What is required: Skip all pictures. Write out the data below from its first line through the line that contains "string; track: string;".

Data:
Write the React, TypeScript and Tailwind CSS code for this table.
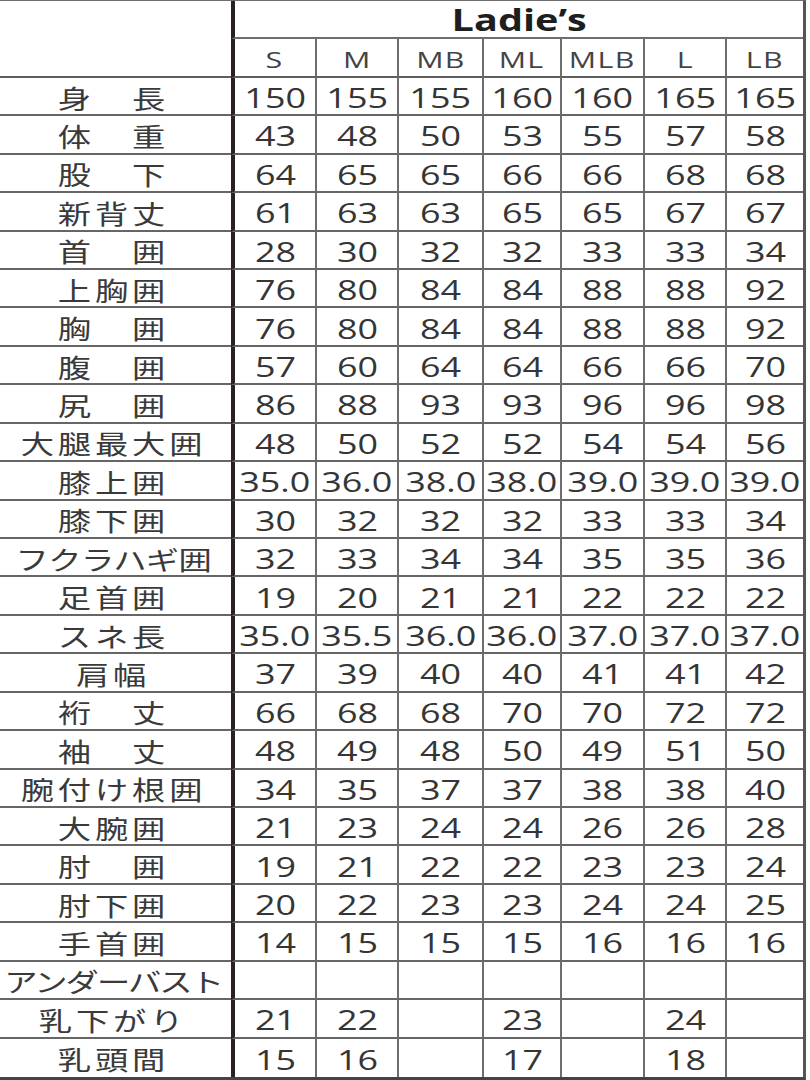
import React from "react";

type Row = { label: string; track: string; values: string[] };

const rows: Row[] = [
  { label: "身　長", track: "tracking-[3px]", values: ["150", "155", "155", "160", "160", "165", "165"] },
  { label: "体　重", track: "tracking-[3px]", values: ["43", "48", "50", "53", "55", "57", "58"] },
  { label: "股　下", track: "tracking-[3px]", values: ["64", "65", "65", "66", "66", "68", "68"] },
  { label: "新背丈", track: "tracking-[3px]", values: ["61", "63", "63", "65", "65", "67", "67"] },
  { label: "首　囲", track: "tracking-[3px]", values: ["28", "30", "32", "32", "33", "33", "34"] },
  { label: "上胸囲", track: "tracking-[3px]", values: ["76", "80", "84", "84", "88", "88", "92"] },
  { label: "胸　囲", track: "tracking-[3px]", values: ["76", "80", "84", "84", "88", "88", "92"] },
  { label: "腹　囲", track: "tracking-[3px]", values: ["57", "60", "64", "64", "66", "66", "70"] },
  { label: "尻　囲", track: "tracking-[3px]", values: ["86", "88", "93", "93", "96", "96", "98"] },
  { label: "大腿最大囲", track: "tracking-[3px]", values: ["48", "50", "52", "52", "54", "54", "56"] },
  { label: "膝上囲", track: "tracking-[3px]", values: ["35.0", "36.0", "38.0", "38.0", "39.0", "39.0", "39.0"] },
  { label: "膝下囲", track: "tracking-[3px]", values: ["30", "32", "32", "32", "33", "33", "34"] },
  { label: "フクラハギ囲", track: "tracking-[-0.5px]", values: ["32", "33", "34", "34", "35", "35", "36"] },
  { label: "足首囲", track: "tracking-[3px]", values: ["19", "20", "21", "21", "22", "22", "22"] },
  { label: "スネ長", track: "tracking-[3px]", values: ["35.0", "35.5", "36.0", "36.0", "37.0", "37.0", "37.0"] },
  { label: "肩幅", track: "tracking-[3px]", values: ["37", "39", "40", "40", "41", "41", "42"] },
  { label: "裄　丈", track: "tracking-[3px]", values: ["66", "68", "68", "70", "70", "72", "72"] },
  { label: "袖　丈", track: "tracking-[3px]", values: ["48", "49", "48", "50", "49", "51", "50"] },
  { label: "腕付け根囲", track: "tracking-[3px]", values: ["34", "35", "37", "37", "38", "38", "40"] },
  { label: "大腕囲", track: "tracking-[3px]", values: ["21", "23", "24", "24", "26", "26", "28"] },
  { label: "肘　囲", track: "tracking-[3px]", values: ["19", "21", "22", "22", "23", "23", "24"] },
  { label: "肘下囲", track: "tracking-[3px]", values: ["20", "22", "23", "23", "24", "24", "25"] },
  { label: "手首囲", track: "tracking-[3px]", values: ["14", "15", "15", "15", "16", "16", "16"] },
  { label: "アンダーバスト", track: "tracking-[-1.5px]", values: ["", "", "", "", "", "", ""] },
  { label: "乳下がり", track: "tracking-[3px]", values: ["21", "22", "", "23", "", "24", ""] },
  { label: "乳頭間", track: "tracking-[3px]", values: ["15", "16", "", "17", "", "18", ""] },
];

const sizes = ["S", "M", "MB", "ML", "MLB", "L", "LB"];

const jp = { fontFamily: '"Noto Sans CJK JP", "Noto Sans", sans-serif' };
const num = { fontFamily: '"Open Sans", "Noto Sans", sans-serif' };

function cellBorder(i: number) {
  return i === 0
    ? "border-l-4 border-l-[#2a2222]"
    : "border-l-2 border-l-[#6e6e6e]";
}

export default function App() {
  return (
    <div className="w-[810px] h-[1080px] bg-white overflow-hidden">
      <div
        className="w-[806px] h-[1080px] border-t border-t-[#6e6e6e] border-r-[3px] border-r-[#555] border-b-[3px] border-b-[#444] grid grid-cols-[231px_84px_82px_85px_78px_83px_82px_1fr] grid-rows-[repeat(28,minmax(0,1fr))] text-[#333]"
      >
        {/* header */}
        <div className="row-span-2 border-b-2 border-b-[#5e5e5e]" />
        <div className="col-span-7 border-l-4 border-l-[#2a2222] border-b-2 border-b-[#6e6e6e] flex items-center justify-center">
          <span
            className="inline-block scale-x-[1.32] text-[30px] font-bold leading-none text-[#1e1e1e] pt-[1px]"
            style={num}
          >
            Ladie’s
          </span>
        </div>
        {sizes.map((s, i) => (
          <div
            key={s}
            className={`${cellBorder(i)} border-b-2 border-b-[#5e5e5e] flex items-center justify-center`}
          >
            <span
              className="inline-block scale-x-[1.38] text-[22px] tracking-[1px] leading-none text-[#444] pt-[2px]"
              style={num}
            >
              {s}
            </span>
          </div>
        ))}

        {rows.map((r, ri) => (
          <React.Fragment key={ri}>
            <div
              className={`${ri === rows.length - 1 ? "" : "border-b-2 border-b-[#666]"} flex items-center justify-center pr-[4px]`}
            >
              <span
                className={`inline-block scale-x-[1.28] text-[26px] leading-none whitespace-nowrap text-[#3a3a3a] pt-[3px] ${r.track}`}
                style={jp}
              >
                {r.label}
              </span>
            </div>
            {r.values.map((v, i) => (
              <div
                key={i}
                className={`${cellBorder(i)} ${ri === rows.length - 1 ? "" : "border-b-2 border-b-[#666]"} flex items-center justify-center`}
              >
                <span
                  className="inline-block scale-x-[1.33] text-[27px] leading-none whitespace-nowrap text-[#353535] pt-[3px]"
                  style={num}
                >
                  {v}
                </span>
              </div>
            ))}
          </React.Fragment>
        ))}
      </div>
    </div>
  );
}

Answer in full:
Write the React, TypeScript and Tailwind CSS code for this table.
import React from "react";

type Row = { label: string; track: string; values: string[] };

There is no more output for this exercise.